He worked on a construction crew inside a prison, and took clothing and other items to a fellow Cuban refugee who had been arrested and was being held in a central Florida prison on drugs charges. He spent some time working in Illinois and Arizona, disappeared to North Carolina for a time when he was warned that he needed to get away from Florida. But he kept coming back to the Cuban community, known as Little Havana, in Miami.

  He was arrested repeatedly for minor offences, but in March 1995, the charge was more serious. Boquete was using the name Hilberto Rodríguez and was found with an illegal firearm. He was sentenced to a year imprisonment, but soon absconded from a work party, gaining help from a drug-dealer friend, Ulises, who he had known since he first returned to Miami after breaking out of the GCI.

  Boquete stayed with Ulises, but this proved to be a mistake. When the Florida Drugs Enforcement Agency took an interest in his friend, it was Boquete who ended up arrested for possession of two pounds of marijuana. And once in the police station, the increased computer networking between jurisdictions marked his downfall. Palm Beach County were after someone with those fingerprints, and the law enforcement officers realized that Hilberto Rodríguez and Orlando Boquete were one and the same.

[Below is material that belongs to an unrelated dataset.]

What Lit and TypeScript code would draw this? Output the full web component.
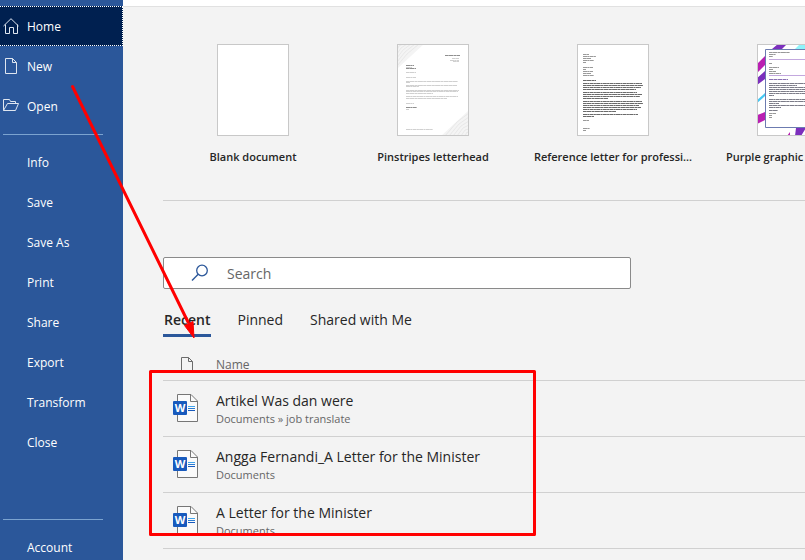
import { LitElement, html, svg, css } from "lit";
import { customElement, state } from "lit/decorators.js";

type Line = [x1: number, x2: number, y: number];

const pinstripeLines: Line[] = [
  [55, 62, 14], [53, 62, 16], [56, 62, 17], [9, 15, 23], [9, 19, 28], [9, 19, 33],
  [9, 61, 37], [9, 13, 38], [9, 60, 41], [9, 22, 42], [9, 62, 46], [9, 61, 47], [9, 36, 49],
  [9, 61, 52], [9, 50, 54], [9, 17, 59], [9, 12, 65], [9, 36, 85],
];
const pinstripeStrong: Line[] = [[48, 63, 11], [9, 17, 21], [9, 19, 24], [9, 20, 63]];

const referenceLines: Line[] = [
  [6, 12, 10], [6, 19, 12], [6, 14, 14], [6, 17, 16], [6, 9, 18],
  [6, 16, 23], [6, 9, 25], [6, 16, 27], [6, 14, 29], [6, 17, 31],
  [6, 12, 76], [6, 13, 84], [6, 9, 86],
];
const referenceStrong: Line[] = [
  [6, 19, 36], [6, 65, 39], [6, 66, 41], [6, 64, 43], [6, 59, 45],
  [6, 60, 48], [6, 65, 50], [6, 63, 52], [6, 31, 54],
  [6, 65, 57], [6, 66, 59], [6, 62, 61], [6, 64, 63], [6, 60, 65], [6, 39, 67],
  [6, 61, 70], [6, 17, 72],
];

const purpleLines: Line[] = [
  [12, 33, 8], [12, 19, 10], [12, 16, 12], [12, 15, 19], [12, 22, 23], [12, 16, 25],
  [12, 19, 27], [12, 24, 29], [12, 19, 69], [12, 15, 71], [12, 15, 73],
];
const purpleStrong: Line[] = [
  [12, 70, 39], [12, 40, 41], [12, 70, 43], [12, 70, 45], [12, 70, 47], [12, 70, 49], [12, 17, 51],
  [12, 70, 55], [12, 70, 57], [12, 22, 59], [12, 70, 61], [12, 24, 63], [12, 21, 66],
];

const rows = (lines: Line[], color: string) =>
  lines.map(
    ([x1, x2, y], i) => svg`<path d="M${x1} ${y + 0.5}H${x2}" stroke=${color} stroke-width="1"
      stroke-dasharray=${i % 2 ? "4 .3 2 .3" : "3 .3 5 .3"} />`,
  );

const steps = (count: number) => Array.from({ length: count }, (_, i) => i);

const thumbs = {
  blank: svg``,
  pinstripes: svg`
    <path d="M0 0H27L0 25Z M72 66V92H44Z" fill="#f4f4f4" />
    ${steps(6).map((i) => svg`<path d="M${i * 2} ${i * 2}L${i * 4 + 2} 0M${i * 2} ${i * 2}L0 ${i * 4 + 2}" stroke="#e2e2e2" stroke-width=".7" />
      <path d="M${60 + i * 2} ${78 + i * 2}L${48 + i * 4} 92M${60 + i * 2} ${78 + i * 2}L72 ${69 + i * 4}" stroke="#e2e2e2" stroke-width=".7" />`)}
    ${rows(pinstripeLines, "#d0d0d0")} ${rows(pinstripeStrong, "#8f8f8f")}`,
  reference: svg`${rows(referenceLines, "#9a9a9a")} ${rows(referenceStrong, "#6a6a6a")}`,
  purple: svg`
    <path d="M15 5L21 0H30L25 5Z M0 34L8 27V35L0 41Z M39 84H49L44 92H38Z" fill="#7c2fbd" />
    <path d="M38 5L43 0H54L49 5Z" fill="#8ff3fb" />
    <path d="M0 20L8 12V21L0 29Z M0 71L8 68V76L0 80Z M12 0H16L14 1H12Z M30 92L33 88V92Z" fill="#b91fb2" />
    <path d="M0 56L8 49V52L0 59Z" fill="#45c8f3" />
    <path d="M8.500 5.500H72V83.500H8.500Z" fill="#fff" stroke="#6c7bb0" />
    <path d="M12 15.500H68M12 31.500H68" stroke="#c3a8de" />
    <path d="M12 35.500H31" stroke="#8b6fb4" stroke-dasharray="4 .5" />
    ${rows(purpleLines, "#989898")} ${rows(purpleStrong, "#7c7c88")}`,
};

const templates = [
  { name: "Blank document", art: thumbs.blank },
  { name: "Pinstripes letterhead", art: thumbs.pinstripes },
  { name: "Reference letter for professi...", art: thumbs.reference },
  { name: "Purple graphic", art: thumbs.purple, long: true },
];

const files = [
  { name: "Artikel Was dan were", place: "Documents » job translate" },
  { name: "Angga Fernandi_A Letter for the Minister", place: "Documents" },
  { name: "A Letter for the Minister", place: "Documents" },
];

const homeIcon = svg`<path d="M.5 8L8 .7L15.500 8M2.500 6.500V15.500H6.500V9.500H10.500V15.500H14.500V6.500" />`;
const newIcon = svg`<path d="M2.500 .5H9.500L13.500 4.500V15.500H2.500ZM9.500 .5V4.500H13.500" />`;
const openIcon = svg`<path d="M.5 12.500V1.500H6.500L7.500 3.500H12.500V5.500M.5 12.500L4.500 5.500H15.500L12.500 12.500H.5" />`;

@customElement("app-root")
export class AppRoot extends LitElement {
  @state() private tab = "Recent";

  static styles = css`
    :host {
      display: block;
      font-family: "Open Sans", "Noto Sans", sans-serif;
      font-size: 12px;
      color: #262626;
    }
    .shell {
      position: relative;
      display: flex;
      height: 100vh;
      overflow: hidden;
      background: #f3f3f3;
    }
    .side {
      flex: 0 0 123px;
      box-sizing: border-box;
      padding-top: 6px;
      background: #2b579a;
    }
    .group { display: flex; flex-direction: column; }
    .item {
      box-sizing: border-box;
      display: flex;
      align-items: center;
      gap: 8px;
      height: 40px;
      padding-left: 3px;
      color: #fff;
      text-decoration: none;
    }
    .plain { padding-left: 27px; }
    .active {
      background: #002050;
      border: 1px dotted #fff;
      border-left: 0;
    }
    .icon { width: 16px; height: 16px; fill: none; stroke: #dfe6f0; flex: none; }
    .rule { height: 1px; margin: 8px 20px 7px 3px; background: #7ba3d0; }
    .gap { margin-top: 57px; }
    .main { flex: 1; min-width: 0; }
    .bar { height: 6px; background: #fff; border-bottom: 1px solid #e1e1e1; }
    .content { padding-left: 40px; }
    .templates {
      display: flex;
      height: 156px;
      padding-top: 37px;
      border-bottom: 1px solid #d0d0d0;
    }
    .card {
      flex: 0 0 180px;
      display: flex;
      flex-direction: column;
      align-items: center;
      gap: 12px;
      padding: 0;
      border: 0;
      background: none;
      font: 600 11px/18px "Open Sans", sans-serif;
      color: #262626;
      white-space: nowrap;
    }
    .long { min-width: 134px; text-align: left; }
    .thumb { width: 70px; height: 90px; background: #fff; border: 1px solid #c8c8c8; }
    .search {
      box-sizing: border-box;
      display: flex;
      align-items: center;
      max-width: 468px;
      height: 32px;
      margin-top: 56px;
      padding-left: 27px;
      gap: 18px;
      border: 1px solid #8a8a8a;
      border-radius: 2px;
      background: #fff;
    }
    .glass { width: 18px; height: 18px; fill: none; stroke: #2b579a; }
    .field {
      flex: 1;
      min-width: 0;
      padding: 1px 0 0;
      border: 0;
      outline: 0;
      background: none;
      font: 14px/20px "Open Sans", sans-serif;
    }
    .field::placeholder { color: #666; opacity: 1; }
    .tabs { display: flex; gap: 25px; margin-top: 19px; }
    .tab {
      padding: 0 1px 3px;
      border: 0;
      border-bottom: 3px solid transparent;
      background: none;
      font: 14px/23px "Open Sans", sans-serif;
      color: #262626;
    }
    .chosen { font-weight: 600; border-bottom-color: #2b579a; }
    .files { width: 100%; margin-top: 12px; border-collapse: collapse; }
    .files th, .files td { padding: 0; text-align: left; border-bottom: 1px solid #d0d0d0; }
    .files th { height: 31px; font-weight: 400; color: #666; }
    .files td { height: 55px; }
    .files .kind { width: 53px; }
    .doc { display: block; width: 16px; height: 16px; margin-left: 16px; fill: none; stroke: #6b6b6b; }
    .word { display: block; width: 26px; height: 28px; margin: 0 0 1px 10px; }
    .w { font: 700 11px "Open Sans", sans-serif; fill: #fff; }
    .name { display: block; font-size: 14px; line-height: 20px; color: #262626; text-decoration: none; }
    .place { font-size: 11px; line-height: 16px; color: #666; }
    .marks { position: absolute; top: 0; left: 0; width: 540px; height: 540px; pointer-events: none; }
  `;

  private plain(label: string) {
    return html`<a class="item plain" href="#">${label}</a>`;
  }

  render() {
    return html`<div class="shell">
      <nav class="side">
        <div class="group">
          <a class="item active" href="#"><svg class="icon" viewBox="0 0 16 16">${homeIcon}</svg>Home</a>
          <a class="item" href="#"><svg class="icon" viewBox="0 0 16 16">${newIcon}</svg>New</a>
          <a class="item" href="#"><svg class="icon" viewBox="0 0 16 16">${openIcon}</svg>Open</a>
        </div>
        <div class="rule"></div>
        <div class="group">
          ${["Info", "Save", "Save As", "Print", "Share", "Export", "Transform", "Close"].map((l) => this.plain(l))}
        </div>
        <div class="rule gap"></div>
        ${this.plain("Account")}
      </nav>
      <main class="main">
        <div class="bar"></div>
        <div class="content">
          <div class="templates">
            ${templates.map(
              (t) => html`<button class="card">
                <svg class="thumb" viewBox="1 1 70 90">${t.art}</svg>
                <span class=${t.long ? "long" : ""}>${t.name}</span>
              </button>`,
            )}
          </div>
          <label class="search">
            <svg class="glass" viewBox="0 0 18 18">
              <circle cx="11" cy="6.500" r="5.300" stroke-width="1.300" />
              <path d="M7.200 10.300L1 16.500" stroke-width="1.400" />
            </svg>
            <input class="field" type="search" placeholder="Search" aria-label="Search" />
          </label>
          <div class="tabs" role="tablist">
            ${["Recent", "Pinned", "Shared with Me"].map(
              (t) => html`<button
                role="tab"
                class="tab ${t === this.tab ? "chosen" : ""}"
                @click=${() => (this.tab = t)}
              >${t}</button>`,
            )}
          </div>
          <table class="files">
            <thead>
              <tr>
                <th class="kind"><svg class="doc" viewBox="0 0 16 16">${newIcon}</svg></th>
                <th>Name</th>
              </tr>
            </thead>
            <tbody>
              ${files.map(
                (f) => html`<tr>
                  <td class="kind">
                    <svg class="word" viewBox="0 0 26 28">
                      <path d="M4.500 .5H18L24.500 7V27.500H4.500Z" fill="#fafafa" stroke="#767676" />
                      <path d="M17.500 .5V7.500H24.500" fill="none" stroke="#767676" />
                      <path d="M15 12.500H22" stroke="#41a5ee" />
                      <path d="M15 14.500H22" stroke="#2b7cd3" />
                      <path d="M15 16.500H22" stroke="#185abd" />
                      <rect y="7" width="14" height="14" rx="1" fill="#185abd" />
                      <text class="w" x="7" y="18" text-anchor="middle">W</text>
                    </svg>
                  </td>
                  <td>
                    <a class="name" href="#">${f.name}</a>
                    <div class="place">${f.place}</div>
                  </td>
                </tr>`,
              )}
            </tbody>
          </table>
        </div>
      </main>
      <svg class="marks" viewBox="0 0 540 540" aria-hidden="true">
        <path d="M72.500 86.500L188 322" stroke="#f00" stroke-width="3" stroke-linecap="round" />
        <path d="M194 338L184.500 325.500L193 321.500Z" fill="#f00" stroke="#f00" />
        <rect x="150.500" y="371.500" width="384" height="163" fill="none" stroke="#f00" stroke-width="3" stroke-linejoin="round" />
      </svg>
    </div>`;
  }
}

  Given an additional year and a day to his sentence for the escape (and the time on the original award starting to run once again), Boquete faced the prospect of many more decades in prison for a crime he didn’t commit. But he was to benefit from a change in the law covering DNA testing in the state of Florida, following the case of Frank Lee Smith, an innocent man on death row whose conviction was only overturned when he was terminally ill.